Modeling Sinkhole Formation

Materials:

12 oz. Styrofoam cup

Sand

Sugar cubes

Scouring sponge

Empty 2-L soda bottle

Scissors

Procedure:

  1. Take the circular piece of the scouring sponge and place the circle in hole in the bottom of the cup.
  2. Take four sugar cubes, and place them on top of each other, in the center of the cup on top of the sponge.
  3. Carefully pour sand in the cup, filling the sides around the sugar cubes, and fill to a height so that the sand is a thin layer over the sugar cubes. Make sure you pour carefully so that the sugar cubes remained stacked on top of one another.
  4. Take the soda bottle and fill it about one-third full of water.
  5. Place the styrofoam cup in the water. After 5 minutes, empty the water from the soda bottle and sit the cup back into the empty bottle base.

Questions:

  1. Identify what each of the following materials represented:
  2. Sugar
  3. Water in the soda bottle
  4. At what point in the activity did the sinkhole form? Why did it occur at this point in the lab?
  5. Based on this activity, what characteristics does the rock need to have in order for a sinkhole to occur?
  6. Why does the sinkhole form only where the sugar was?

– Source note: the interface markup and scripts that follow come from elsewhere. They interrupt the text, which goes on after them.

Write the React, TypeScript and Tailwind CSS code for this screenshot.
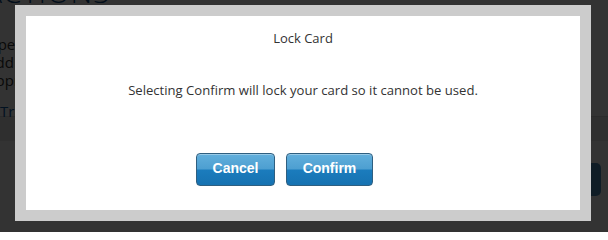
import React from 'react'

function ModalButton({ label, width }: { label: string; width: string }) {
  return (
    <button
      className={`${width} relative h-[33px] overflow-hidden rounded-[4px] border border-[#2f5f80] bg-[linear-gradient(to_bottom,#62afdc_0%,#4d9fd1_48%,#1b7cbd_52%,#1672b1_100%)] pb-[3px] text-[14px] font-bold text-white shadow-[inset_0_1px_0_rgba(255,255,255,0.35)]`}
      style={{ fontFamily: '"Liberation Sans", Arial, sans-serif' }}
    >
      {label}
    </button>
  )
}

export default function App() {
  return (
    <div
      className="relative h-[232px] w-[608px] overflow-hidden bg-white"
      style={{ fontFamily: '"Open Sans", "Noto Sans", sans-serif' }}
    >
      {/* page underneath the overlay */}
      <div className="-ml-[14px] h-[139px]">
        <h1 className="-mt-[23px] ml-[-2px] h-[30px] whitespace-nowrap text-[30px] font-light leading-[30px] tracking-wide text-[#0b4a86]">
          ACTIONS
        </h1>
        <div className="mt-[28px] text-[15px] leading-[18px] text-[#333]">
          <p>Open pending items</p>
          <p>Add to your list</p>
          <p>Approved</p>
        </div>
        <p className="mt-[13px] pl-[14px] text-[15px] leading-[18px] text-[#0b5aa6]">Transfer</p>
      </div>
      <div className="h-[25px] border-t border-[#d8d8d8] bg-[#ebebeb]" />
      <div className="mt-[22px] flex justify-end pr-[7px]">
        <div className="h-[33px] w-[80px] rounded-[5px] bg-[#4a8cbb]" />
      </div>

      {/* overlay */}
      <div className="absolute inset-0 bg-black/80" />

      {/* dialog */}
      <div className="absolute left-[15px] top-[5px] h-[216px] w-[576px] border-[11px] border-[#cccccc] bg-white">
        <div className="flex flex-col items-center pt-[13px] text-[13px] leading-[18px] text-[#333]">
          <h2 className="font-normal">Lock Card</h2>
          <p className="mt-[34px] text-[13.1px]">Selecting Confirm will lock your card so it cannot be used.</p>
        </div>
        <div className="mt-[54px] flex gap-[11px] pl-[170px]">
          <ModalButton label="Cancel" width="w-[79px]" />
          <ModalButton label="Confirm" width="w-[87px]" />
        </div>
      </div>
    </div>
  )
}
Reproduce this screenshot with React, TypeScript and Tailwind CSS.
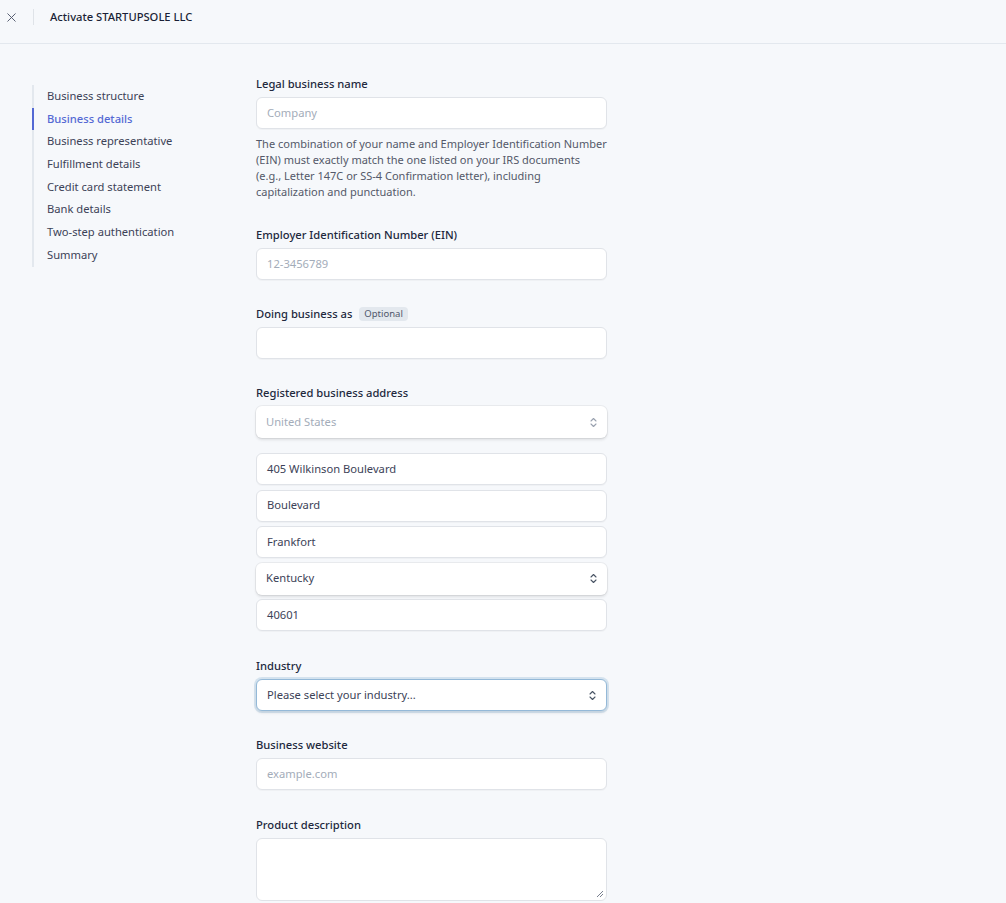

Modeling Sinkhole Formation- Teacher Preparation

Teacher Preparation- The purpose of this section is to have the teacher prepare some parts of the procedure for the students before they arrive to minimize time required for this activity. If the teacher would prefer that the students do the following pre-lab preparations, they can do so.

  1. In the bottom of each of the foam cups, make a hole about the size of a nickel.
  2. Cut pieces of scouring sponges the same size as the hole in the bottom of the cups (the students will put these together).
  3. Cut the soda bottle slightly higher than the height of the cup. Discard the top portion- the students only need the bottom of the bottle to act as a saucer.

Materials:

12 oz. Styrofoam cup

Sand

Sugar cubes

Scouring sponge

Empty 2-L soda bottle

Scissors

Questions Responses (these are the target answers that students should be generating):

  1. Identify what each of the following materials represented:
  2. Sugar- limestone or other dissolvable rocks
  3. Water in the soda bottle- groundwater (that permeates through the sponge)
  4. At what point in the activity did the sinkhole form? Why did it occur at this point in the lab?

For students, this can occur at a few different times in the activity, so there are a variety of responses

  1. The sinkhole formed while the Styrofoam cup was in the water (before removing it). The sinkhole formed because the water (groundwater) went through the opening in the bottom of the cup, through the sponge, and dissolved the sugar. Once the sugar began to dissolve, the sand collapsed because a hole was created where the sugar cubes were.
  2. The sinkhole formed after the water was removed from the soda bottle. The answer should include the explanation of the dissolved sugar above, but students should also include that it didn’t collapse until the water drained in this case.
  1. Based on this activity, what characteristics does the rock need to have in order for a sinkhole to occur? The rock must be able to be dissolved by water.
  2. Why does the sinkhole form only where the sugar was? When the water entered the cup, it slowly dissolved the sugar, forming a cave. Sand does not dissolve in water, so a sinkhole cannot form where the sand was.